GIVEN TASK
Collect each line holding the string "index".

--- Start of DATA SUPPLIED ---

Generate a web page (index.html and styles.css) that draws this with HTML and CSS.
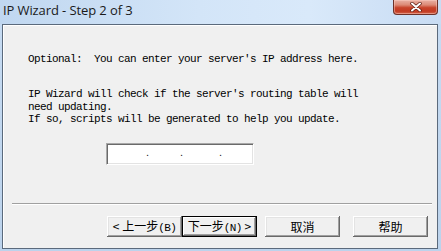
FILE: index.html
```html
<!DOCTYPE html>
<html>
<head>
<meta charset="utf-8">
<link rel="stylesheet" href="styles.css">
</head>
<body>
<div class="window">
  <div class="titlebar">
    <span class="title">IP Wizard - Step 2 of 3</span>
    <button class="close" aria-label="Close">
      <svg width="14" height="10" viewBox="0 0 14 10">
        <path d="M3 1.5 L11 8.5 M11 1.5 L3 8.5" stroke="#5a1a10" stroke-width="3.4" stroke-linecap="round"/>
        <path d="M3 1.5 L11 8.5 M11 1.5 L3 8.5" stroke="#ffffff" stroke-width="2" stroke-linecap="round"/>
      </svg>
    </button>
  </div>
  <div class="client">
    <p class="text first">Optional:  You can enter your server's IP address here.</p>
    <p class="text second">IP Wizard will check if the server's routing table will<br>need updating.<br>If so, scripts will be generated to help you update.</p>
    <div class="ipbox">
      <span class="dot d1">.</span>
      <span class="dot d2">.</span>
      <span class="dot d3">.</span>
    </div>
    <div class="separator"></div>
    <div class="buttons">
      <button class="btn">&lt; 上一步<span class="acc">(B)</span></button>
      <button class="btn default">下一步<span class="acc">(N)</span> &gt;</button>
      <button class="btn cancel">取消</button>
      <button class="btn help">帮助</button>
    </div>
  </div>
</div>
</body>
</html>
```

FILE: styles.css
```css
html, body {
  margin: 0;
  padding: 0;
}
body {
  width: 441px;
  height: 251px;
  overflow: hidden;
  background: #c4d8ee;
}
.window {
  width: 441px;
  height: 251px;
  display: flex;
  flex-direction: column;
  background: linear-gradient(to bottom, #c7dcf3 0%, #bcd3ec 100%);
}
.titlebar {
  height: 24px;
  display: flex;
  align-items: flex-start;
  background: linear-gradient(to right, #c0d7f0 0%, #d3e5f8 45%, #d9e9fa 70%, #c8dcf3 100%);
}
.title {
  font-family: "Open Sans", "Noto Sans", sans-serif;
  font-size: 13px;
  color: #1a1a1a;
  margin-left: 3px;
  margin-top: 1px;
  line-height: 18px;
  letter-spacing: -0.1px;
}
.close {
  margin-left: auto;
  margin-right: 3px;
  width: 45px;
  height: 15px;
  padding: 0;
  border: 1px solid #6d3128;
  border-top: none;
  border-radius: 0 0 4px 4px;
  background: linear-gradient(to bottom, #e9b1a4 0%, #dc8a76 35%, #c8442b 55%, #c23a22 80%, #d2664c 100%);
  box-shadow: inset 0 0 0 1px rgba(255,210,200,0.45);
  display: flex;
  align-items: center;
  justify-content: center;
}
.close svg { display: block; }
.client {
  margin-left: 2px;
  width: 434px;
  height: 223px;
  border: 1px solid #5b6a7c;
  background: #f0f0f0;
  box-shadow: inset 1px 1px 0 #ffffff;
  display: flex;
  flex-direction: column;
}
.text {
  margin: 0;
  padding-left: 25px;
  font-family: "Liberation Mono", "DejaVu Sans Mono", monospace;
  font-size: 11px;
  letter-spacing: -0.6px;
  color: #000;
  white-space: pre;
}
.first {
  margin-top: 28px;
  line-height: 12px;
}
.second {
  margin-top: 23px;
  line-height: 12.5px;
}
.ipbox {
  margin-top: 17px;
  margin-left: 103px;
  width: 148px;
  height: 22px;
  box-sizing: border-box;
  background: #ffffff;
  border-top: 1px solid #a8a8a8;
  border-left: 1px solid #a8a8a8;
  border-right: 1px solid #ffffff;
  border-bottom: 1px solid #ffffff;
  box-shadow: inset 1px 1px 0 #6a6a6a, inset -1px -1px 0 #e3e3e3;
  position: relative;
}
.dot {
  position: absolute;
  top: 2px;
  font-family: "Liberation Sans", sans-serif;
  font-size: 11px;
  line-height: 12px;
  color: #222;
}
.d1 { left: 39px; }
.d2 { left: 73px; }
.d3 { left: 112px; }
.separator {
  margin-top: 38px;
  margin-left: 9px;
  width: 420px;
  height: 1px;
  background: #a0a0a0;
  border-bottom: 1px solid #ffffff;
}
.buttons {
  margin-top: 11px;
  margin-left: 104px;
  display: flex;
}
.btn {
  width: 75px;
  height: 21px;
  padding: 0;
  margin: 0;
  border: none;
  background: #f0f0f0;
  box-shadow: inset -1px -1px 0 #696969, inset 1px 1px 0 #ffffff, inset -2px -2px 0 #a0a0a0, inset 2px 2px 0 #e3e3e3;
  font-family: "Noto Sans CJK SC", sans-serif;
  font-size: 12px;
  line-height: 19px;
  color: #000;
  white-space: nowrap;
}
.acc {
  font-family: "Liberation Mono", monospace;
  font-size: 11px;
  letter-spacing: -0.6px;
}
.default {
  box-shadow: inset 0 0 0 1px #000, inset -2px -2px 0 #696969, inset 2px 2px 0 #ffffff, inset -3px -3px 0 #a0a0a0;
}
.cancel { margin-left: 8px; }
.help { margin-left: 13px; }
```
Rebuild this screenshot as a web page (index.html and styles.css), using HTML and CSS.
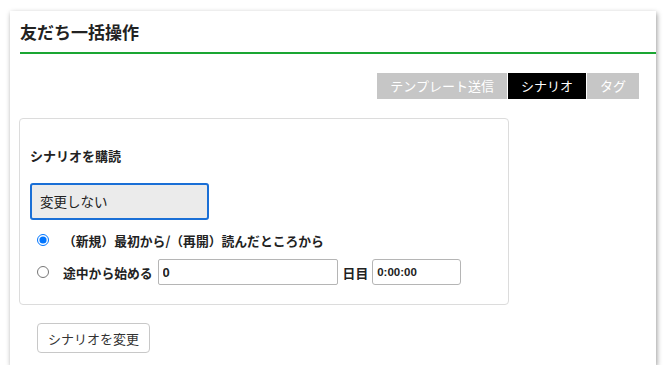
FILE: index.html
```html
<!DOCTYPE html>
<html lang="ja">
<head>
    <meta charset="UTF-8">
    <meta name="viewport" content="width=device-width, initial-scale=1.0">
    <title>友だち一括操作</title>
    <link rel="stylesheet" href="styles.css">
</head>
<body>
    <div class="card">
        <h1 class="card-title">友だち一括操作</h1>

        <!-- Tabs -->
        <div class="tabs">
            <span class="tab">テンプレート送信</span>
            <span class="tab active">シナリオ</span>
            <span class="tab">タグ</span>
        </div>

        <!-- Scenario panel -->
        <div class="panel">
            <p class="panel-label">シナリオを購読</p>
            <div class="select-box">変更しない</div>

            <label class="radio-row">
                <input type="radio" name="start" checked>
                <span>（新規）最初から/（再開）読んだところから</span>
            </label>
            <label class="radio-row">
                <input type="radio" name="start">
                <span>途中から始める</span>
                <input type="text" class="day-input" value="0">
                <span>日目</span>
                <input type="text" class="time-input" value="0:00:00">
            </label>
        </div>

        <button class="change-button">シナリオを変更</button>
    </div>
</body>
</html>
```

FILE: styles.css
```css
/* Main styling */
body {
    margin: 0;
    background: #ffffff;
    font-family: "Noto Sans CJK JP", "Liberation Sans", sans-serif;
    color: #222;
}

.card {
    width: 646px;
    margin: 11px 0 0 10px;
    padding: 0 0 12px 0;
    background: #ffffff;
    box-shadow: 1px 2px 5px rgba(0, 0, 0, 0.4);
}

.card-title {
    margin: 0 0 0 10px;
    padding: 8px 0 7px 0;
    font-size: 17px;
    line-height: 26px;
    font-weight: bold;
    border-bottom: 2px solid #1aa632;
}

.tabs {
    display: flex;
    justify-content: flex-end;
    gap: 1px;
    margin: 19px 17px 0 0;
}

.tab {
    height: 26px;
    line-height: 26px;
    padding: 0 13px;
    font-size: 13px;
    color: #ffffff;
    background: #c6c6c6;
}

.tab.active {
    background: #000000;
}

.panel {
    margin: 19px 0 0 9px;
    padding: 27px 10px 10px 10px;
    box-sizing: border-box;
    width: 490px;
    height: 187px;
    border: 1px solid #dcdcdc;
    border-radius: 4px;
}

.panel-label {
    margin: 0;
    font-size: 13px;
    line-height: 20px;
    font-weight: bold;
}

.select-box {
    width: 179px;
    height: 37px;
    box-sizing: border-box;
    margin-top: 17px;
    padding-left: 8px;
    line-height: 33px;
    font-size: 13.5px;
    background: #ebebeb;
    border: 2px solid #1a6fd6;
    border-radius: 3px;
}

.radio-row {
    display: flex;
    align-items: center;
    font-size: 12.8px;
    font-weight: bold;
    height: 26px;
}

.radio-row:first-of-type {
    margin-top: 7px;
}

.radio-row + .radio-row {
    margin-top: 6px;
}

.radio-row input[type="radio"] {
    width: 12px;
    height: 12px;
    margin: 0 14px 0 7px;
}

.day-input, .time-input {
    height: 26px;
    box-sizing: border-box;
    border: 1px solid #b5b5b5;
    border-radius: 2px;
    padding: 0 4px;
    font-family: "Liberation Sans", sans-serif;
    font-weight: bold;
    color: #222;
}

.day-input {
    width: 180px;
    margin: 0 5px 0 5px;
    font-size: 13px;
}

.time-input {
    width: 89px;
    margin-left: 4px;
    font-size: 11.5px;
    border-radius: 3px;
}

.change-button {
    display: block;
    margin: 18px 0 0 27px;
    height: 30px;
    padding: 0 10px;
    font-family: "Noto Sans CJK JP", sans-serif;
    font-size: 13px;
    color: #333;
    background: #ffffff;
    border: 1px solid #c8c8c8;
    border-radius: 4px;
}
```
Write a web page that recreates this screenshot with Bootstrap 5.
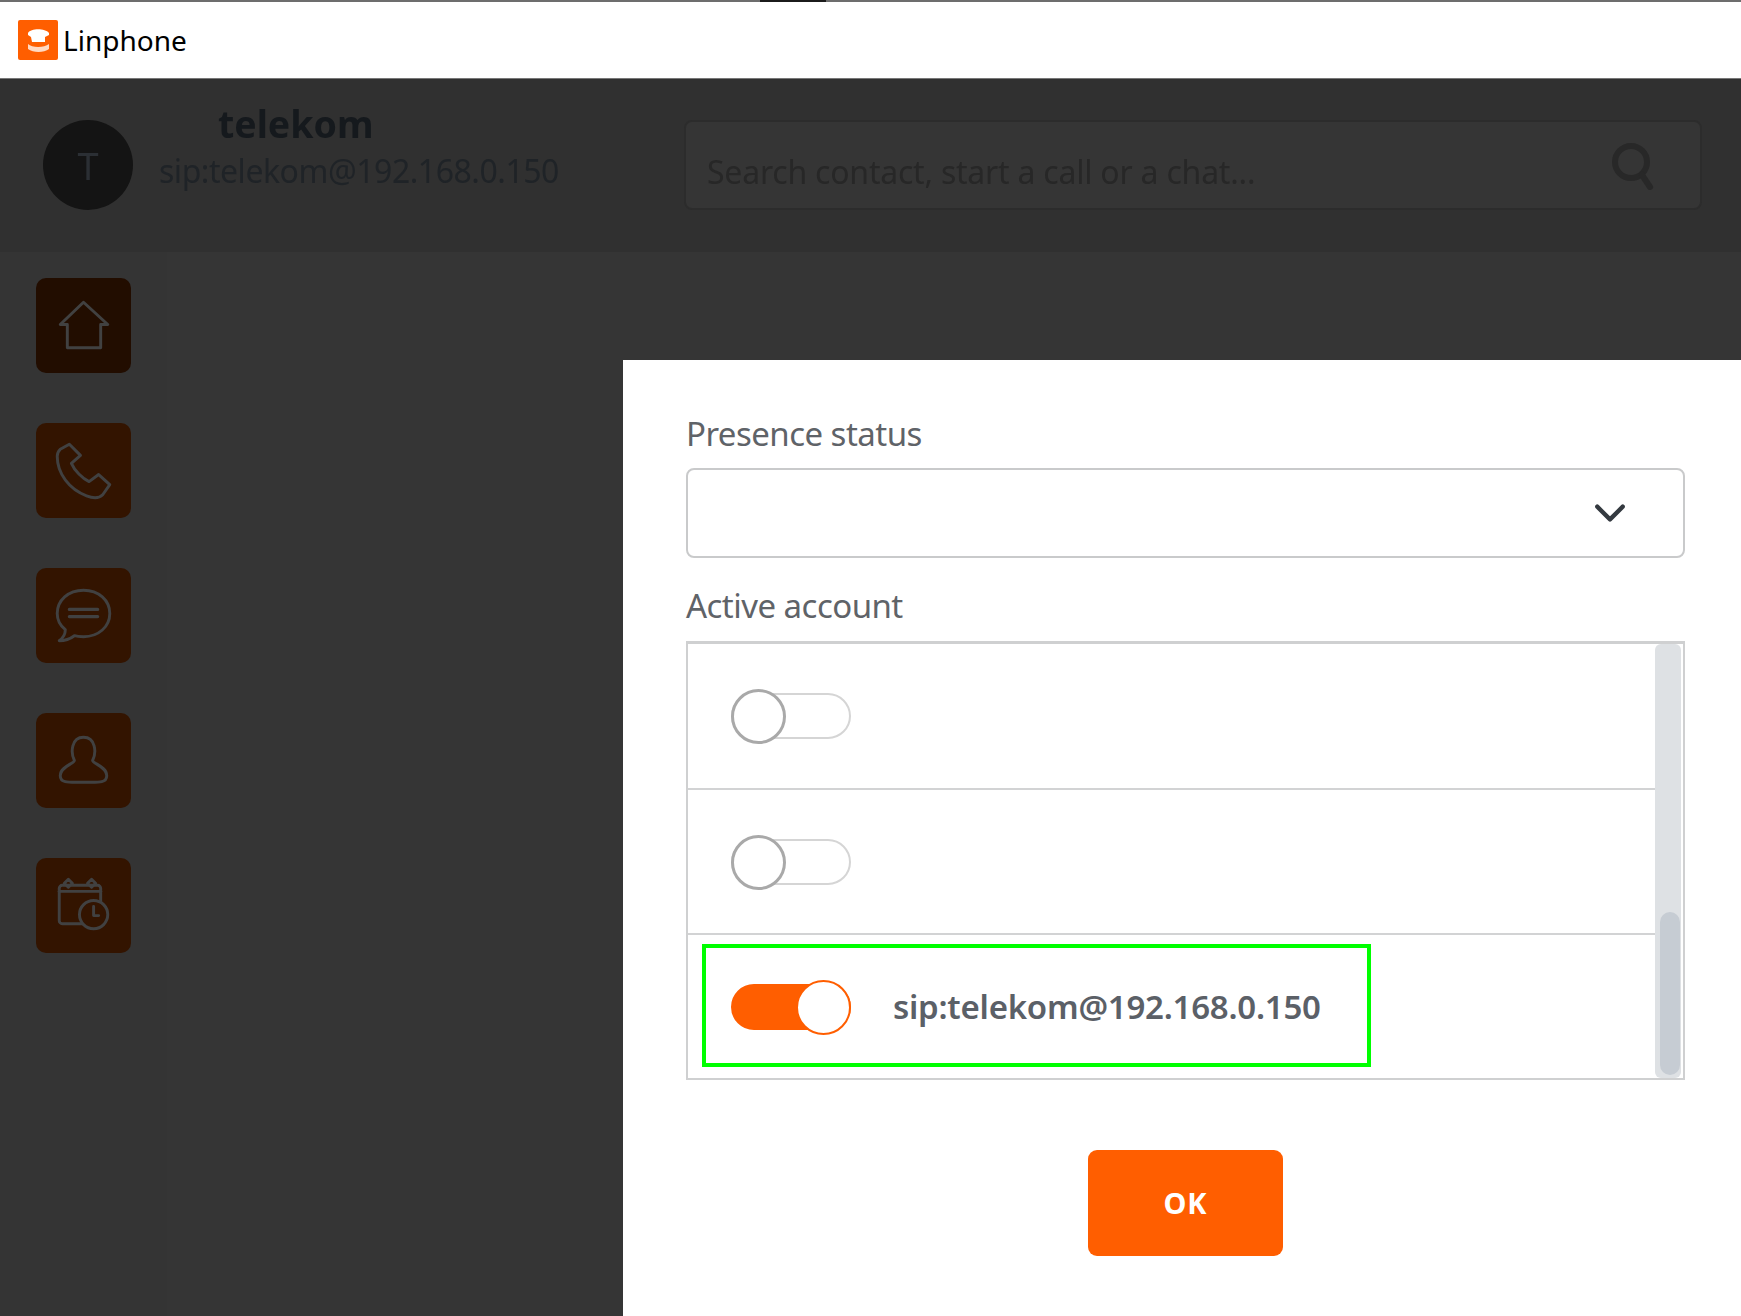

--- End of DATA SUPPLIED ---

RESULT OF THE EXERCISE
Generate a web page (index.html and styles.css) that draws this with HTML and CSS.
FILE: index.html
Rebuild this screenshot as a web page (index.html and styles.css), using HTML and CSS.
FILE: index.html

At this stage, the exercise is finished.